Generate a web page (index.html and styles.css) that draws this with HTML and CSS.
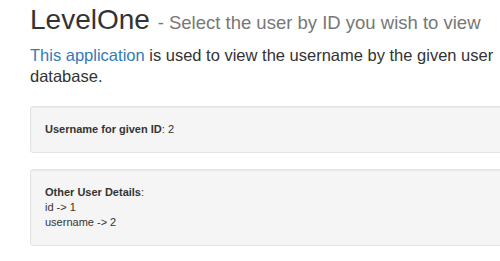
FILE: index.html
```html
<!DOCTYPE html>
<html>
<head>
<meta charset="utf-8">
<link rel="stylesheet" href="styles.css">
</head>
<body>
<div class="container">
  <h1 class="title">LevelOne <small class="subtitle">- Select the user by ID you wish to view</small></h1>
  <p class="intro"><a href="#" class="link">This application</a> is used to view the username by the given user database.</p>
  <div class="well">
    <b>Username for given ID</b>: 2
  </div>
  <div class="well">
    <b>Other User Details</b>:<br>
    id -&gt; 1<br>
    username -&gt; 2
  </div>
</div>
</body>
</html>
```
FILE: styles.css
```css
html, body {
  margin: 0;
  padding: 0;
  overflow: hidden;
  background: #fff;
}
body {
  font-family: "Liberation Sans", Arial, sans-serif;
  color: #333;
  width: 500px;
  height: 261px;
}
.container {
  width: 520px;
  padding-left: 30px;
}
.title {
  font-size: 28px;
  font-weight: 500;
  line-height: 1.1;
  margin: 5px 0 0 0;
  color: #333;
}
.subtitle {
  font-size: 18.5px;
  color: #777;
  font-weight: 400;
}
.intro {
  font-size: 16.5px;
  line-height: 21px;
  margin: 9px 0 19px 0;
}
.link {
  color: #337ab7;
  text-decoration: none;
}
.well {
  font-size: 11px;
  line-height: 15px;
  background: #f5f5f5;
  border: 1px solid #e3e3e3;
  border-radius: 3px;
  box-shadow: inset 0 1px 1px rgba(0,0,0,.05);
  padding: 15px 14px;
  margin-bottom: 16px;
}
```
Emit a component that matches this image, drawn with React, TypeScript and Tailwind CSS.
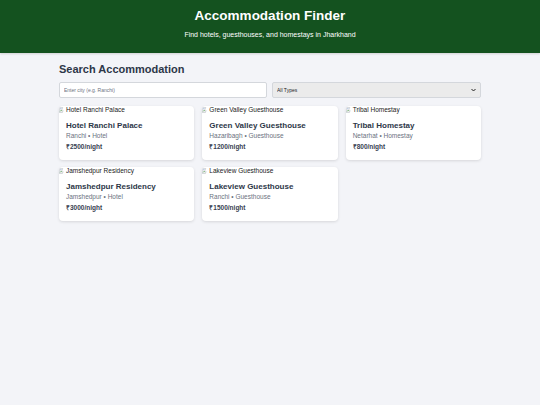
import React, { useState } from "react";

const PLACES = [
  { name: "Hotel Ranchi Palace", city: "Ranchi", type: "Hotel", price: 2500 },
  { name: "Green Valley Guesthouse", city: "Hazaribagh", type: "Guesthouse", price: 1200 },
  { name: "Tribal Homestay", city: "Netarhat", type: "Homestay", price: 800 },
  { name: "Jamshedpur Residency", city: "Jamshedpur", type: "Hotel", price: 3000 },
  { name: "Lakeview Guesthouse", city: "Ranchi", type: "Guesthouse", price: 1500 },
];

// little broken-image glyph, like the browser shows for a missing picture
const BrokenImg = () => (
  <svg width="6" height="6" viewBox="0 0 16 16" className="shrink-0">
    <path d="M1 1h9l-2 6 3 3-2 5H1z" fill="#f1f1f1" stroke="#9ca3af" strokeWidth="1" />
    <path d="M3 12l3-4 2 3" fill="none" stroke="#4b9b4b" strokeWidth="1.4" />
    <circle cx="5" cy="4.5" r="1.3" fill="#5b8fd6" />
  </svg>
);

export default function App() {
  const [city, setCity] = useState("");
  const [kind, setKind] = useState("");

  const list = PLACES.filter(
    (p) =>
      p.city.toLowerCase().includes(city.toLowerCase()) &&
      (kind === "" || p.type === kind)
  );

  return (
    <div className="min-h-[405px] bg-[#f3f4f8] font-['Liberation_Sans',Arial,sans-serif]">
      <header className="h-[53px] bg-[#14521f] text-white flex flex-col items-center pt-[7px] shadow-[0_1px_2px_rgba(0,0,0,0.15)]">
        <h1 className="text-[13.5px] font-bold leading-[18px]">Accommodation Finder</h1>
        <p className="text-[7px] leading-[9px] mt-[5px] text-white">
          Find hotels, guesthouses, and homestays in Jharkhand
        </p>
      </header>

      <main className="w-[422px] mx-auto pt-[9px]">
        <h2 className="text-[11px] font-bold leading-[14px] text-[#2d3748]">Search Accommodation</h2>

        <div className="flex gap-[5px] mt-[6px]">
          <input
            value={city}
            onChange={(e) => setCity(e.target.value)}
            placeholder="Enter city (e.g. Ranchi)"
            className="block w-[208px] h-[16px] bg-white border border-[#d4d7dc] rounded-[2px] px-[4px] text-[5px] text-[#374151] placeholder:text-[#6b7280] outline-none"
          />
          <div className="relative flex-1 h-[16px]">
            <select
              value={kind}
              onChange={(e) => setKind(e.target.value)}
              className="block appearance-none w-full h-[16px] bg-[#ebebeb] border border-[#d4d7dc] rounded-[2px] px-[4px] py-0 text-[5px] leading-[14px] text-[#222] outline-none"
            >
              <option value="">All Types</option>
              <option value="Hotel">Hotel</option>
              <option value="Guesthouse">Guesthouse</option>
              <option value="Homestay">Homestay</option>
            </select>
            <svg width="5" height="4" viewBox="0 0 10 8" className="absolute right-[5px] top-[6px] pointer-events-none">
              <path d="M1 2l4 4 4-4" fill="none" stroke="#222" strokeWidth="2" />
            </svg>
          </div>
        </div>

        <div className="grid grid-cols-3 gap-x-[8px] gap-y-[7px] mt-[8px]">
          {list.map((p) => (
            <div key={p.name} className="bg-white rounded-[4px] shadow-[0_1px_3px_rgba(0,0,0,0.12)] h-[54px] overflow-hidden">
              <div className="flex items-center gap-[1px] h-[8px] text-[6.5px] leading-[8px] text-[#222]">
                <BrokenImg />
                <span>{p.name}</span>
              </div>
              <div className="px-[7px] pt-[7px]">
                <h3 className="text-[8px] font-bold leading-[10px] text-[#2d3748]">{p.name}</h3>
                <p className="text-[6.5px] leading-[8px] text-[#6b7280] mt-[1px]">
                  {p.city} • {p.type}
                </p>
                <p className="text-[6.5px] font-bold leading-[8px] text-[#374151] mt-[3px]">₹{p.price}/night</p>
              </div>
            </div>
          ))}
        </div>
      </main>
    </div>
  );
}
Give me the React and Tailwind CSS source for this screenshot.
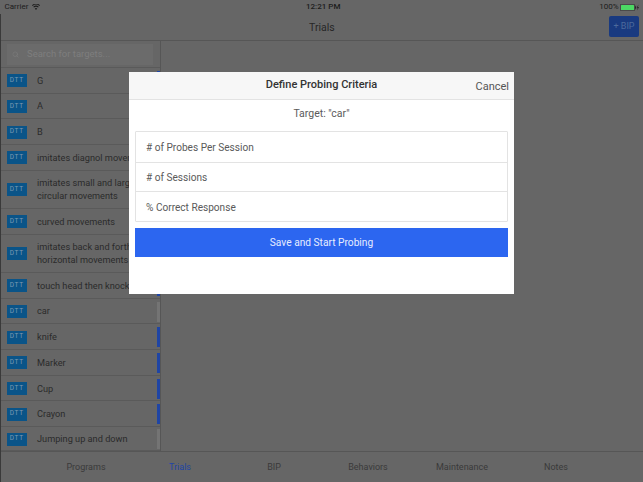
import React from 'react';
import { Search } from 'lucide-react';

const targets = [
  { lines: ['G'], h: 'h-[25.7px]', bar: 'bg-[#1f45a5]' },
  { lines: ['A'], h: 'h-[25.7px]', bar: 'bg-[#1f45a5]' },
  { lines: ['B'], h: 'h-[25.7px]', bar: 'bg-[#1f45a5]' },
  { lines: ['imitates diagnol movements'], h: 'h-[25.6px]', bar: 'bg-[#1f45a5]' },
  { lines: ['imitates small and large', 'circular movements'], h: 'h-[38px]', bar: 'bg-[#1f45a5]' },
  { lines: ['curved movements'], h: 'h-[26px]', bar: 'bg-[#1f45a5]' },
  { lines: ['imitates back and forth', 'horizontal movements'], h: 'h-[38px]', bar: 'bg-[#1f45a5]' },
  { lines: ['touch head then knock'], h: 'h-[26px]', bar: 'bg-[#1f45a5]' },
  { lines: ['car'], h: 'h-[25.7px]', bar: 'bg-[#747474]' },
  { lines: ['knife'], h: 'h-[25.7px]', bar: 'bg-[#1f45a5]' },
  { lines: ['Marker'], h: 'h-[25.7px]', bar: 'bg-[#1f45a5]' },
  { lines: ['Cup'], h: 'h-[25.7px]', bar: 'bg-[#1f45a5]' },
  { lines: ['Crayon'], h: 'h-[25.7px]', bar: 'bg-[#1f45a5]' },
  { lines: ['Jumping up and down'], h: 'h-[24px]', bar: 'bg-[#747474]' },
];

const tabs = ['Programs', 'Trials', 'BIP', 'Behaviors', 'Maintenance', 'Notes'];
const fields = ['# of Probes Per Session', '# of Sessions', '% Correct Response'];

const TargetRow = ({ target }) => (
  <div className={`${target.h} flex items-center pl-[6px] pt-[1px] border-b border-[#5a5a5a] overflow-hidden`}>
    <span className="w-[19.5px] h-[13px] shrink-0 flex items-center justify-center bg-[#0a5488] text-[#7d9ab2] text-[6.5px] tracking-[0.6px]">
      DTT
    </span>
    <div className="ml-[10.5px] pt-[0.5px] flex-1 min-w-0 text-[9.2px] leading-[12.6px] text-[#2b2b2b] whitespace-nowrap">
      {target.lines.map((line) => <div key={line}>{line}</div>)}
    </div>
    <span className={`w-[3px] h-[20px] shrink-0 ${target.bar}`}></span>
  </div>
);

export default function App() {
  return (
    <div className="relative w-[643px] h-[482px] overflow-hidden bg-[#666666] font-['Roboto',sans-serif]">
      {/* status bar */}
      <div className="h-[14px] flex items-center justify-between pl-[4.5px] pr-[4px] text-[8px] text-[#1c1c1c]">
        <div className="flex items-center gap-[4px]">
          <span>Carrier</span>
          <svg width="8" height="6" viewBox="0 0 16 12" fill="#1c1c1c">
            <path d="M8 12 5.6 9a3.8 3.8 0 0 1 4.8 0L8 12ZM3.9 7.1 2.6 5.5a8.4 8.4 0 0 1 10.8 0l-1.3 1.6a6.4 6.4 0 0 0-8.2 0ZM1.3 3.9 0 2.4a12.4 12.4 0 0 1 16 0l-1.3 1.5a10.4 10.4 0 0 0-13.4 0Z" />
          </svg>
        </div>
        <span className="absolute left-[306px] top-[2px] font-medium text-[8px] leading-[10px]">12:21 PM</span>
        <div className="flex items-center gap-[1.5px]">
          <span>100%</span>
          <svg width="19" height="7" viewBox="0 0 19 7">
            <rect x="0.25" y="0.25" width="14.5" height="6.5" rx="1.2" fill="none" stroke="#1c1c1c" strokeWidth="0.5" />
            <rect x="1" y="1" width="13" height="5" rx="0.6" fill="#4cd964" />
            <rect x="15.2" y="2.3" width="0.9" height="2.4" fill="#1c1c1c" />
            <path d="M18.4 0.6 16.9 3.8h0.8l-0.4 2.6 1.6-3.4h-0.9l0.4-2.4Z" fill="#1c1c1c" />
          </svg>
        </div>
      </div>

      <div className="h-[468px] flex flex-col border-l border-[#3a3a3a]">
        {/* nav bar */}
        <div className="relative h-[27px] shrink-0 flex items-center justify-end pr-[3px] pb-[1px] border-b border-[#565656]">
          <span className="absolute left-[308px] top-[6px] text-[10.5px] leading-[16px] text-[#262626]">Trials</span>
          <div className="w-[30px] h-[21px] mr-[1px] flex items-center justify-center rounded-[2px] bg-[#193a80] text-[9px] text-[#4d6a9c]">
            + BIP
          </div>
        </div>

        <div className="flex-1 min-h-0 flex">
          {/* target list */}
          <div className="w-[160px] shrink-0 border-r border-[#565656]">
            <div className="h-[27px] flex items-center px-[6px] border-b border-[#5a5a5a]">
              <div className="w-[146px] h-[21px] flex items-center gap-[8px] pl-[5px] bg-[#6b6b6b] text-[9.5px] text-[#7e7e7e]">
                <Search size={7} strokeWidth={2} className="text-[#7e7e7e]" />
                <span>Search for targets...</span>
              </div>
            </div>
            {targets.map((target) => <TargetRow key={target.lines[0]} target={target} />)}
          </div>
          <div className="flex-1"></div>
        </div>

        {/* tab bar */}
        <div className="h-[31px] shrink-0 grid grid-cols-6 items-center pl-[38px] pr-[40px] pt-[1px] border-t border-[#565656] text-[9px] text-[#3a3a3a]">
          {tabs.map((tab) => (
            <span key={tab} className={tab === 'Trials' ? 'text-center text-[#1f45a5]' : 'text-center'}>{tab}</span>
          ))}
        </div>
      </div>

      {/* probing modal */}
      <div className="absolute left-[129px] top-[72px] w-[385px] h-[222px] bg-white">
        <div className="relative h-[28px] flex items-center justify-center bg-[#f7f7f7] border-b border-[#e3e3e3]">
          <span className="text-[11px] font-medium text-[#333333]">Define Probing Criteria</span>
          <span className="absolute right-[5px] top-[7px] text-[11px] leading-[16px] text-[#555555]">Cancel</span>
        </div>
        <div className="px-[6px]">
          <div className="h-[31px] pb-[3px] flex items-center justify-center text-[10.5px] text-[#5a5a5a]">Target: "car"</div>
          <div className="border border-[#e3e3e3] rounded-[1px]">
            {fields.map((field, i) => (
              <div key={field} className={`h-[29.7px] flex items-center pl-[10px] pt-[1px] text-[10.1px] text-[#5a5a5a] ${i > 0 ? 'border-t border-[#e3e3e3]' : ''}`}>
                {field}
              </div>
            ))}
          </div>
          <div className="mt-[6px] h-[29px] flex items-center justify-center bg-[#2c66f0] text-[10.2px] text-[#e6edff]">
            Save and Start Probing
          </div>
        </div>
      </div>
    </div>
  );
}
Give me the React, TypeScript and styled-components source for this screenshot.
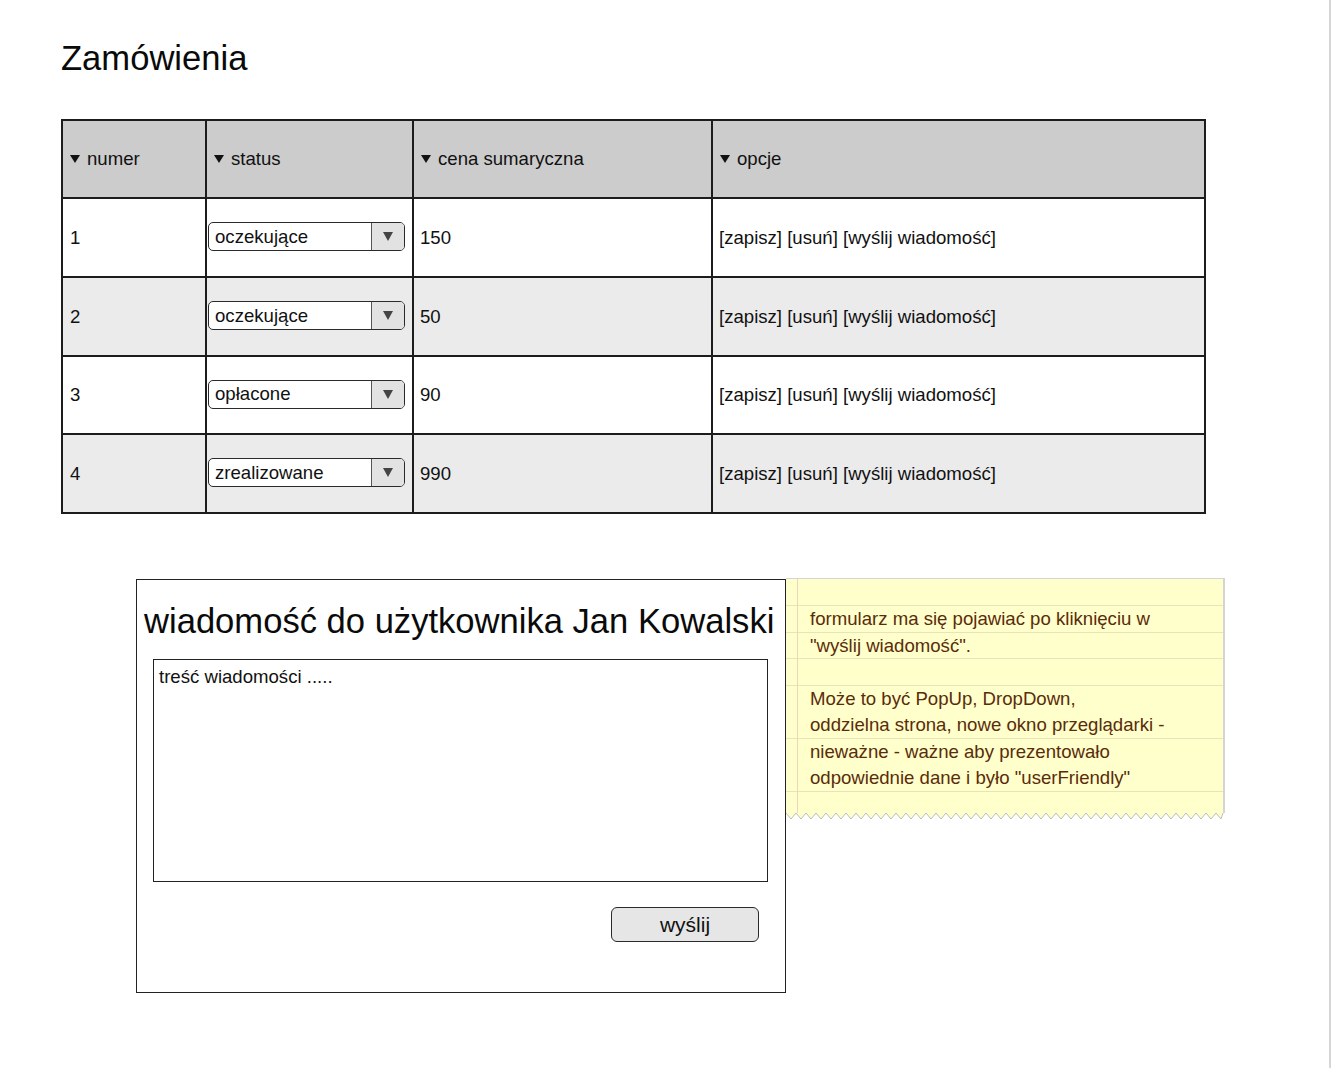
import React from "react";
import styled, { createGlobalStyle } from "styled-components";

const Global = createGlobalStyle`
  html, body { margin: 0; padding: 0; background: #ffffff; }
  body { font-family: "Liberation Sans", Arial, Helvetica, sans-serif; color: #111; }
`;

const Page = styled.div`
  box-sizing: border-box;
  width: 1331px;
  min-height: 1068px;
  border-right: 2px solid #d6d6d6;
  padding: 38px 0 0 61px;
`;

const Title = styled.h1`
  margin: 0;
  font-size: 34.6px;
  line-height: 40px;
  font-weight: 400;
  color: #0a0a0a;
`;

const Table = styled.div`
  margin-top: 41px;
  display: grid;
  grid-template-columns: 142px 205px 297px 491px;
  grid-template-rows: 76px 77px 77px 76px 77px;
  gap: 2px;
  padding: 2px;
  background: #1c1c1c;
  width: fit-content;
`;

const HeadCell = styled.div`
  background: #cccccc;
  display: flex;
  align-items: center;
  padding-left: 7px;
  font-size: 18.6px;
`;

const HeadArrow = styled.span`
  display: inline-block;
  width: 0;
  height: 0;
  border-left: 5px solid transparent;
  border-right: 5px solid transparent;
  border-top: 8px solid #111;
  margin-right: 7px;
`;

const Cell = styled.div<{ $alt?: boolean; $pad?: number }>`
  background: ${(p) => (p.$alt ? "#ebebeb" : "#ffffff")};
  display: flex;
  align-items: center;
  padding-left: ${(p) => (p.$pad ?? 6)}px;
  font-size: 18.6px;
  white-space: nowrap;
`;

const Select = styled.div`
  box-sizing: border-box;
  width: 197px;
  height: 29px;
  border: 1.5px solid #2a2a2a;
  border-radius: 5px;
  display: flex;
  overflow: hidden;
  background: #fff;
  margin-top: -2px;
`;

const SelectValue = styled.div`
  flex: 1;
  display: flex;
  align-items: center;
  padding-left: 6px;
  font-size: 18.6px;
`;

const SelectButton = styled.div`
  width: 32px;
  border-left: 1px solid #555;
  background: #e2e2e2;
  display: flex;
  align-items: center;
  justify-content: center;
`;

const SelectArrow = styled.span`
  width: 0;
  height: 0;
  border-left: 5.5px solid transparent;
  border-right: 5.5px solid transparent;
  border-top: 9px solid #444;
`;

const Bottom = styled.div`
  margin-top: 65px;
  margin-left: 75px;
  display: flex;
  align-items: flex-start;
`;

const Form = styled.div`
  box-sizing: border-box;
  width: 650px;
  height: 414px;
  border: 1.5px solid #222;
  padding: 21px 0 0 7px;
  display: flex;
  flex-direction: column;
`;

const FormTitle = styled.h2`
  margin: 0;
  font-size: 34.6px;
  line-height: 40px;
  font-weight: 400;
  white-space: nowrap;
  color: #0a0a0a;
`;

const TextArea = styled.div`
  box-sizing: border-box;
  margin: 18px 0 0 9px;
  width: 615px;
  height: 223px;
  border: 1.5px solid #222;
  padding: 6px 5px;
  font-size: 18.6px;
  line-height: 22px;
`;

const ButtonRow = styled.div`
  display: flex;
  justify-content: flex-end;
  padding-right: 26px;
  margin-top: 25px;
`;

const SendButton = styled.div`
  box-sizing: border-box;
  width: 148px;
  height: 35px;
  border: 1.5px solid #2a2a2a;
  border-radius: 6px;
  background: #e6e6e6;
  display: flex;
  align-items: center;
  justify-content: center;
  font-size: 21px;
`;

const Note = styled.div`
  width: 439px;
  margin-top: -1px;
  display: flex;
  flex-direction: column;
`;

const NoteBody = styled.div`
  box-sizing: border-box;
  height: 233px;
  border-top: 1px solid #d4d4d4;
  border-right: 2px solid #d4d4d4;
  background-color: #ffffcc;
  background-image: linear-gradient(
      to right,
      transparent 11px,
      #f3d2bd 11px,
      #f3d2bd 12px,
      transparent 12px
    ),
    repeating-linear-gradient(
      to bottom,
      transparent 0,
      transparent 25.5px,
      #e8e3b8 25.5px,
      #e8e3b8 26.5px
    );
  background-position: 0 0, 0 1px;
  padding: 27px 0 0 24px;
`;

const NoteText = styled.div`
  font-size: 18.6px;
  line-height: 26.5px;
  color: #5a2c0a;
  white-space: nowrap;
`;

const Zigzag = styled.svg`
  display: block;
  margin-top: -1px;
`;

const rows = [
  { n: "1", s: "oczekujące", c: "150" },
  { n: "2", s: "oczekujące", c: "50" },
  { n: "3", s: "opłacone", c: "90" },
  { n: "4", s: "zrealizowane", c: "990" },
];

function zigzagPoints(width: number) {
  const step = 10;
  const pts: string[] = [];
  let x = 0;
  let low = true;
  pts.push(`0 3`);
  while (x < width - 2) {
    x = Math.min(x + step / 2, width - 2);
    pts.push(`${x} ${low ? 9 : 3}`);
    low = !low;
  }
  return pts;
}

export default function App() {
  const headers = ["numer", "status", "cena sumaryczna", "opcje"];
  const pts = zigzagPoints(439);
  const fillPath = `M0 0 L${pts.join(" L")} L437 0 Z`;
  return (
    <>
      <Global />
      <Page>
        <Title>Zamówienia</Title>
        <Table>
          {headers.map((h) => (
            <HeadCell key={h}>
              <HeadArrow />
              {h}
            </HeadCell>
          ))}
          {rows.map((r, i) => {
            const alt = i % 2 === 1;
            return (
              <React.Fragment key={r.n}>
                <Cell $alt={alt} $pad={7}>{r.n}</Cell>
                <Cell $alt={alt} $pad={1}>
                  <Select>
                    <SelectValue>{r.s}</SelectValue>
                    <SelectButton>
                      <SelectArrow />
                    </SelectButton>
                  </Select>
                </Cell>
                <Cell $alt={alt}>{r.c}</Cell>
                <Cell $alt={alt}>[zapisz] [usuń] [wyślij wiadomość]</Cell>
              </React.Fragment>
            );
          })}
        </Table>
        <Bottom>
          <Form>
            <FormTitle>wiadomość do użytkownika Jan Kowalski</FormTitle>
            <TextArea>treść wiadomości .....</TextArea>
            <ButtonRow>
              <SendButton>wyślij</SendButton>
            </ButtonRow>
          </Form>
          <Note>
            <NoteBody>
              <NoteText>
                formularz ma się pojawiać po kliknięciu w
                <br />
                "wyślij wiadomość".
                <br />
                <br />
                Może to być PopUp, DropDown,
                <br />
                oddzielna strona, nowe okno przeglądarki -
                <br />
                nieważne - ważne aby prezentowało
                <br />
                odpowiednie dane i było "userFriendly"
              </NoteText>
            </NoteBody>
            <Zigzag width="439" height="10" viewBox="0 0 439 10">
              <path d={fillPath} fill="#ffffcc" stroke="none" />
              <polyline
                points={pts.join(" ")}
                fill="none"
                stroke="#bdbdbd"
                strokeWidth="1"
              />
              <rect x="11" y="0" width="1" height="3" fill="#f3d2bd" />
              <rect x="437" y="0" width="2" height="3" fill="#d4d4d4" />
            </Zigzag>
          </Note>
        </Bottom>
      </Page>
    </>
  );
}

The problem :: Pull every line containing the word "index" out of the material and copy it.

Solved problem ::
Generate a web page (index.html and styles.css) that draws this with HTML and CSS.
FILE: index.html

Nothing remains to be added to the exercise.